Fortuna
Wir hatten einen Gast den Sommer über in der Markuskirche, im Altarraum: Fortuna – die römische Göttin des Glücks, des Schicksals. Eine Bronzeplastik von Gerhard Marcks. Sie stand dort bis Mitte September. Ich habe mich an dieser Gestalt in diesen Monaten immer wieder gefreut. Sie strahlt eine Ruhe aus, Gelassenheit, die einer Schicksalsgöttin fremd sein könnte. Kann einen das Schicksal nicht manchmal ziemlich böse hin und herwerfen und furchtbar treffen? Warum erscheint diese Fortuna so freundlich?
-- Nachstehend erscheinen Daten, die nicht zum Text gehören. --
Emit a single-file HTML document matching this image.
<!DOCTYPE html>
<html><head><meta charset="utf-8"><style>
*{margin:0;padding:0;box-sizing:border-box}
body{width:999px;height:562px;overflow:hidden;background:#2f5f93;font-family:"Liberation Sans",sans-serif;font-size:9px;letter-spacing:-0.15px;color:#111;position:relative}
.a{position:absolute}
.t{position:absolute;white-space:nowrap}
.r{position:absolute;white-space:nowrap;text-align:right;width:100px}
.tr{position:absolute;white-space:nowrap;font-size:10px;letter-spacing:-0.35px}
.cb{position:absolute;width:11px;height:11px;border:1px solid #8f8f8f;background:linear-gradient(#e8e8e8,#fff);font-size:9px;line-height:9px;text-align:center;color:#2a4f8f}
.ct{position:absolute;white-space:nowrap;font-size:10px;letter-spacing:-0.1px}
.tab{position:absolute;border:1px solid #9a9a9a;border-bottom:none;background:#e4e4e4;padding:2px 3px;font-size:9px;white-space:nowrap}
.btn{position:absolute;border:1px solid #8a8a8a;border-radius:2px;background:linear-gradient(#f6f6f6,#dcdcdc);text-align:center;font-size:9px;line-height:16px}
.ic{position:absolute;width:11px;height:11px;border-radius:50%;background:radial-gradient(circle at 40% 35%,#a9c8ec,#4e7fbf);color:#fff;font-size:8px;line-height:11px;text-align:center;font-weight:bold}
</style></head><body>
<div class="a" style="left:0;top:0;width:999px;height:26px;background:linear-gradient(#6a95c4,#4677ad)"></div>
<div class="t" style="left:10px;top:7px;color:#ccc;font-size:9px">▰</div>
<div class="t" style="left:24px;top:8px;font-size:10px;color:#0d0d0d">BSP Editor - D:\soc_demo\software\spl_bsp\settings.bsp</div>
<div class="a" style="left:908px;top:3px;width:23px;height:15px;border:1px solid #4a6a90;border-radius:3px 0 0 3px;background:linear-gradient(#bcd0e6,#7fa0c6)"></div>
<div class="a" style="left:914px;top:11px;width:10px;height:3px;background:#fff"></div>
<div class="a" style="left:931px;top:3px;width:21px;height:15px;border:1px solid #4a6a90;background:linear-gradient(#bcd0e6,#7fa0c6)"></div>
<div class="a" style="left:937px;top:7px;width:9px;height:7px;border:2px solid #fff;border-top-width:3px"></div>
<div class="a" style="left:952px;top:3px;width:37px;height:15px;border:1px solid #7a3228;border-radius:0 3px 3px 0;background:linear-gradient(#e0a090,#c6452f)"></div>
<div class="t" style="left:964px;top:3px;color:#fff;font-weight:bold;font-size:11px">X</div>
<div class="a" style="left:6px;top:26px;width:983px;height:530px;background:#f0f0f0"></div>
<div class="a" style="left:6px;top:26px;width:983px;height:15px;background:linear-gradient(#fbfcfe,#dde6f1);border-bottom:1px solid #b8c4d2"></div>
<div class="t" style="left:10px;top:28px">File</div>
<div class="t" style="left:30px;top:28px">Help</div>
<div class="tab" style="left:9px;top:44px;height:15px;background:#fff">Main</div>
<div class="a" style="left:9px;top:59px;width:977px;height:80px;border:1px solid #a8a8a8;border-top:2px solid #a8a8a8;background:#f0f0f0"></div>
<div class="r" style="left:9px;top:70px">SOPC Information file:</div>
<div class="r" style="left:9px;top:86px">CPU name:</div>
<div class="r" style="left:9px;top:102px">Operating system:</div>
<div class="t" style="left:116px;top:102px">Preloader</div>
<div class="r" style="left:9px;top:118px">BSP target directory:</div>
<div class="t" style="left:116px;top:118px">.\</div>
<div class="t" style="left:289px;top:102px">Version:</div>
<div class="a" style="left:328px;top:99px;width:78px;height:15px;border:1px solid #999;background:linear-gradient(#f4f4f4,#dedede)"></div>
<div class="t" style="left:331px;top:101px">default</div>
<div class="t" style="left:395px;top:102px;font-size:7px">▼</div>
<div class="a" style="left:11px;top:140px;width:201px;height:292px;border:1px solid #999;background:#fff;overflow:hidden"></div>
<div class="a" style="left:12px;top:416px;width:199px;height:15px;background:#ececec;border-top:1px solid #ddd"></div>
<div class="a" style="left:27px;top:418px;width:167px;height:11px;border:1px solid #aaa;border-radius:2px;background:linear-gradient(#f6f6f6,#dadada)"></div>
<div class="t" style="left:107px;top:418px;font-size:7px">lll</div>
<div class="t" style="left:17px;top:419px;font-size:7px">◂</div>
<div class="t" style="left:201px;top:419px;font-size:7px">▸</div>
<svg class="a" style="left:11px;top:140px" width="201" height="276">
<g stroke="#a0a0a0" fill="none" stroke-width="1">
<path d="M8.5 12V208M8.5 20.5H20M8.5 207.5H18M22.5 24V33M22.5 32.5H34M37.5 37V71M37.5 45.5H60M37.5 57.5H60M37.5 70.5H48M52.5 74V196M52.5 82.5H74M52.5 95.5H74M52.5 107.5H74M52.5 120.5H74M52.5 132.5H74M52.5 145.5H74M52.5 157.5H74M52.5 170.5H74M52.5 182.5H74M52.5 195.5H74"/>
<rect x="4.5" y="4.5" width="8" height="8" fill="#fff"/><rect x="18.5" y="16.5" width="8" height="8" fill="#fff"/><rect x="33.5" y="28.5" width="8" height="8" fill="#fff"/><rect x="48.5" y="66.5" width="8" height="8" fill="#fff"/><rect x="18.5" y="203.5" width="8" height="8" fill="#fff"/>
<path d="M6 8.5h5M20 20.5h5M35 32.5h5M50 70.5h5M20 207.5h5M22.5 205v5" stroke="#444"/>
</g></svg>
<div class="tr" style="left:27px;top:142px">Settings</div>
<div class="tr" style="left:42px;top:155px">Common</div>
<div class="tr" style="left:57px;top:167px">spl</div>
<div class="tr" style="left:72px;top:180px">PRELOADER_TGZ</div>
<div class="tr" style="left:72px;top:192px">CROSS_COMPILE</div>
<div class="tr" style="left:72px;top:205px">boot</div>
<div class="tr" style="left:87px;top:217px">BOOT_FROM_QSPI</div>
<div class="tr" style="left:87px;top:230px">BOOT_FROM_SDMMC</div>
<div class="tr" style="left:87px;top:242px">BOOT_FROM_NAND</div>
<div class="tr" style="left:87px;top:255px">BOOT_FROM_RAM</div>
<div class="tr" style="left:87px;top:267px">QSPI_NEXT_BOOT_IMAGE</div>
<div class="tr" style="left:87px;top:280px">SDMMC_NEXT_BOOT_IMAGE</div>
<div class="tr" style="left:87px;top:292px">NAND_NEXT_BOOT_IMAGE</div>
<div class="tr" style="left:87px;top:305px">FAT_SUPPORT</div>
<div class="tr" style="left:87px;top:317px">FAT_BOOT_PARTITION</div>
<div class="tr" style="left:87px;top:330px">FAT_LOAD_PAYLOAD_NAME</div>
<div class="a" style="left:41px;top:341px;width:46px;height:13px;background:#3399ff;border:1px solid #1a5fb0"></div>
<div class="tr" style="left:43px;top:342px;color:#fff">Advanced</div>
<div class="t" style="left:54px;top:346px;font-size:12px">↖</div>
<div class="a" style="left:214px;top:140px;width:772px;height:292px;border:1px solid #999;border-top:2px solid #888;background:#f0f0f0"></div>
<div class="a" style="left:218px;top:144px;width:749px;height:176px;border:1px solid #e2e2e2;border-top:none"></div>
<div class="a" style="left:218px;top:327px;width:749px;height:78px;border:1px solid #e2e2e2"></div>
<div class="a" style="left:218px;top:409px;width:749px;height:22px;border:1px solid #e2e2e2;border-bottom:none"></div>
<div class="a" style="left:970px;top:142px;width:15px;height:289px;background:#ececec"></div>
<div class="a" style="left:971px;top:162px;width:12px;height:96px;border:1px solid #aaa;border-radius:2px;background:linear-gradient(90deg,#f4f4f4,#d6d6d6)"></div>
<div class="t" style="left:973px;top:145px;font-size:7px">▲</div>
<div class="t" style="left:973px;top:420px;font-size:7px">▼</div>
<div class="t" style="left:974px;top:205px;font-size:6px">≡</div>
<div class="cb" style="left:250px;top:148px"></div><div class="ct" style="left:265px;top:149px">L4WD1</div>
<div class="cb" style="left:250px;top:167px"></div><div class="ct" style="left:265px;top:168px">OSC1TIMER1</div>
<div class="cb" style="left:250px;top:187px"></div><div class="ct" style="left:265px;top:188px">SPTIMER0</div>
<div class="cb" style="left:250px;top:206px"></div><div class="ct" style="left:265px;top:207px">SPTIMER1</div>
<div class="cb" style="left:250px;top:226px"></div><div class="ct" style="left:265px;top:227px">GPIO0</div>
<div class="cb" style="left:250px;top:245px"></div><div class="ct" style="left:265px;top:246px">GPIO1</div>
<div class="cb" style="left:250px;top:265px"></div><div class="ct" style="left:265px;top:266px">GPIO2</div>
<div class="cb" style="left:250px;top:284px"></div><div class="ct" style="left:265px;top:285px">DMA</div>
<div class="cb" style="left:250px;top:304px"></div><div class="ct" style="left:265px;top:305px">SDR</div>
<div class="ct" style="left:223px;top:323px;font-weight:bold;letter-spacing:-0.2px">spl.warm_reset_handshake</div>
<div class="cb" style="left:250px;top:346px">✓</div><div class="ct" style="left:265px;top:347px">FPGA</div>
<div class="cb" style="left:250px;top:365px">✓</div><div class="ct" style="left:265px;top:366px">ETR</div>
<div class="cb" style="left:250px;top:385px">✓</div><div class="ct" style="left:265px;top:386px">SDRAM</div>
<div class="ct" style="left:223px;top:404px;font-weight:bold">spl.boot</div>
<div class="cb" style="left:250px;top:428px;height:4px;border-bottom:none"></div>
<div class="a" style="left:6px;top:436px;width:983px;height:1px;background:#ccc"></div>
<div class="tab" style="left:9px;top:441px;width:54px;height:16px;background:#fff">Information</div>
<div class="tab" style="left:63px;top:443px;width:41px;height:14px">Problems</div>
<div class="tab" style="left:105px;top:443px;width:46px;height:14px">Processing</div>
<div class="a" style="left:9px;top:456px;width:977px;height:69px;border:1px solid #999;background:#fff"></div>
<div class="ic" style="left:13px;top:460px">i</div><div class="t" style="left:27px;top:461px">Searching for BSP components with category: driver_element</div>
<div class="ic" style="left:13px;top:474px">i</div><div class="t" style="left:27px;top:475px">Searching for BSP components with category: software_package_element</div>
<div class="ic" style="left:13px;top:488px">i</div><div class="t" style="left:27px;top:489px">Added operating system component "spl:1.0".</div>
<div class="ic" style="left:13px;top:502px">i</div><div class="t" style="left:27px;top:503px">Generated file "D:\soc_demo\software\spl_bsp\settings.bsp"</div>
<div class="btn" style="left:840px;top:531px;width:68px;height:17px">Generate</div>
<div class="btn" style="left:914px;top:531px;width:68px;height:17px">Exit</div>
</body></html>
Die rechte Brust ist unbedeckt. Ein altägyptisches Motiv aus dem 7. Jh. v. Chr. steckt dahinter: Göttin Isis stillt das Horuskind. Koptische, ägyptische Christen nahmen das Motiv 1000 Jahre später auf. Ab dem 6. Jh. n. Chr. bis in die Gegenwart begegnen uns Darstellungen von Maria, die das Jesuskind stillt („Maria lactans“) und so zugleich auch uns Menschen stärkt.
So ist mir diese Fortuna ein Bild dafür, dass Gott in unserem Schicksal – auch dem dunklen, unbegreiflichen Schicksal – noch gegenwärtig ist und uns die Kräfte geben will, die wir brauchen. Dietrich Bonhoeffer hat es in seinem Glaubensbekenntnis so formuliert: Ich glaube, dass Gott uns in jeder Notlage soviel Widerstandskraft geben will, wie wir brauchen. Aber Gott gibt sie nicht im Voraus, damit wir uns nicht auf uns selbst, sondern auf ihn verlassen. Unsere Kraft wäre sonst bald am Ende.
Und darin unterscheidet sich dieses Bekenntnis doch von einer bloßen Schicksalsergebenheit: Ich glaube, dass Gott nicht wie ein unberechenbares Schicksal über uns kommt, sondern dass er auf aufrichtige Gebete und verantwortliche Taten wartet und antwortet.